Chances are that you or someone you know has been affected by diabetes. It’s an increasingly common condition—one that approximately 1.3 million people in the U.S. will be diagnosed with this year alone. While it is generally a long-term condition, diabetes can be managed through self-care, nutrition, and medication. Another safe, effective approach to managing diabetes and its symptoms is Chinese Medicine. Traditional Chinese Medicine (TCM) can help promote health and well-being. It can be used safely along with your current medical treatment to provide the best results for you.
Understanding a complex condition
The body gets its energy from food through the process of digestion. Food is broken down into glucose (or sugar) which passes into the bloodstream. Then the glucose is moved into muscle, fat, and liver cells by the hormone insulin, which is produced by the pancreas. However, if you have diabetes, your body either does not produce enough insulin, or doesn’t respond to it properly, and this leads to high levels of sugar in the blood.
Uncontrolled blood-sugar levels can cause serious complications if left untreated, including blindness, heart attack, stroke, kidney failure, amputations, and nerve damage.
There are two main types of diabetes
Type I diabetes: Usually diagnosed during childhood, type I is an autoimmune disease in which the body’s immune system attacks insulin-producing cells. Symptoms usually come on suddenly, and treatment includes daily injections of insulin.
- Increased thirst
- Increased urination
- Increased appetite
- Blurred vision
- Slow-healing infections
- Impotence in men
Type II diabetes: This type accounts for 90-95% of all diabetes cases, and is usually diagnosed during adulthood. Major risk factors include family history, having high blood pressure or high cholesterol and being overweight and sedentary.
Since symptoms may be mild, many people don’t know they have diabetes, which is why it’s important to get tested regularly, especially after age 45. Testing can also detect pre-diabetes, where blood sugar is high, but not yet at diabetic levels. With early detection and treatment, it is far easier to stop the disease from progressing, control your symptoms, and prevent complications. Treatments often include regular blood-sugar monitoring and medications to control blood sugar, as well as diet and exercise.

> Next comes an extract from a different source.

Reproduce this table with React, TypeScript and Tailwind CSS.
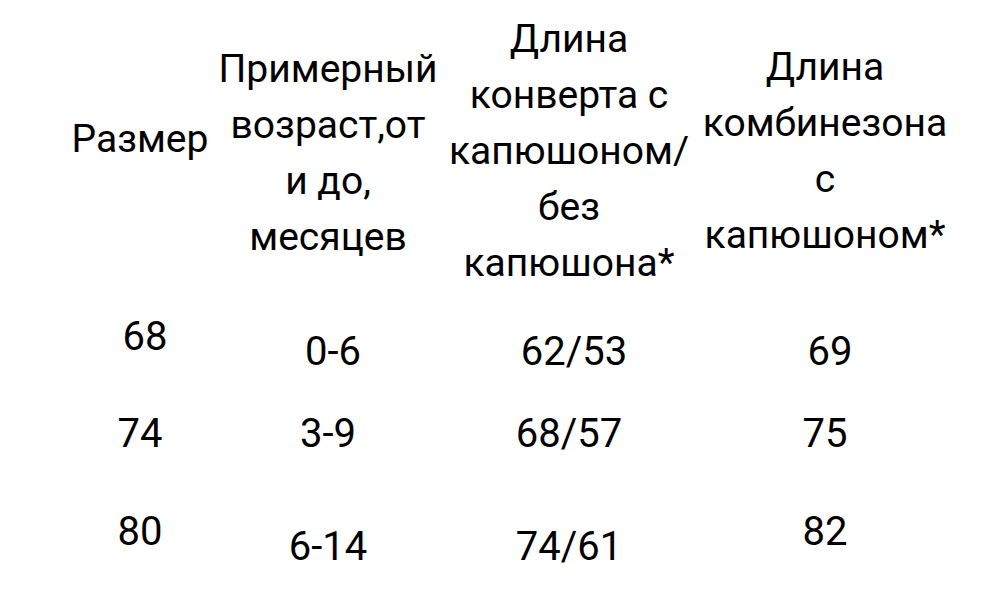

Diabetes according to Traditional Chinese Medicine (TCM) goes beyond a simple diagnosis of Type I or Type II diabetes.
Below are some of the more common TCM diagnoses that your provider may discover and treat.
- Upper Wasting
- Middle Wasting
- Lower Wasting
- Spleen deficiency
- Liver Qi Stagnation
A natural approach that works
The good news is that certain types of diabetes respond very well to holistic health care choices and lifestyle changes—sometimes even making medications unnecessary.
TCM can help put you on the path to a healthier lifestyle. Since diabetes has an impact on every part of your body, it makes sense to try a therapy that takes a holistic, or whole-body, approach to health.
According to TCM, Qi (pronounced “chee”) is the vital energy that animates the body and protects it from illness. Qi flows through pathways called meridians and provides nourishment to all of the body’s organs and glands. When there is an imbalance or blockage in the flow of Qi, symptoms associated with diabetes may appear.
According to TCM, diabetes is known as “Xiao Ke” or “wasting and thirsting disease”, caused by an imbalance of Qi and Yin. This produces heat which drains and consumes the body’s fluids. That is why symptoms related to heat appear—excessive thirst, irritability, itchy skin, dry mouth and red, swollen gums.
During treatment, fine, specific acupoints along the meridian pathways will be stimulated in order to restore the flow of Qi and nourish Yin. This can ultimately relieve symptoms, improve pancreatic function and control blood sugar levels. Your provider will also work to resolve other imbalances or concerns that may be complicating your condition, and can help with common symptoms such as pain.
In addition to acupoint care, your practitioner may offer recommendations for dietary changes, exercise plans, and herbal remedies.
TCM addresses each patient’s individual needs in eliminating symptoms and potentially reduce the need for medication. The best approach to controlling your diabetes is to work with a team of health care providers who can address the many aspects of diabetes. Including an Chinese medicine provider to your team—and working together to manage your diabetes—can have lasting benefits and help you live a healthy, active life.
Choate, C. Diabetes Mellitus From Western and TCM Perspectives. Accessed 2/10/2007.
Diabetes. U.S. National Library of Medicine Medical Encyclopedia. 2/8/2007.
Diabetes Overview and Facts. WebMD. Accessed 6/9/2007.
Treating Diabetes with Acupuncture and Chinese Medicine. Acufinder.com. Accessed 6/4/2007.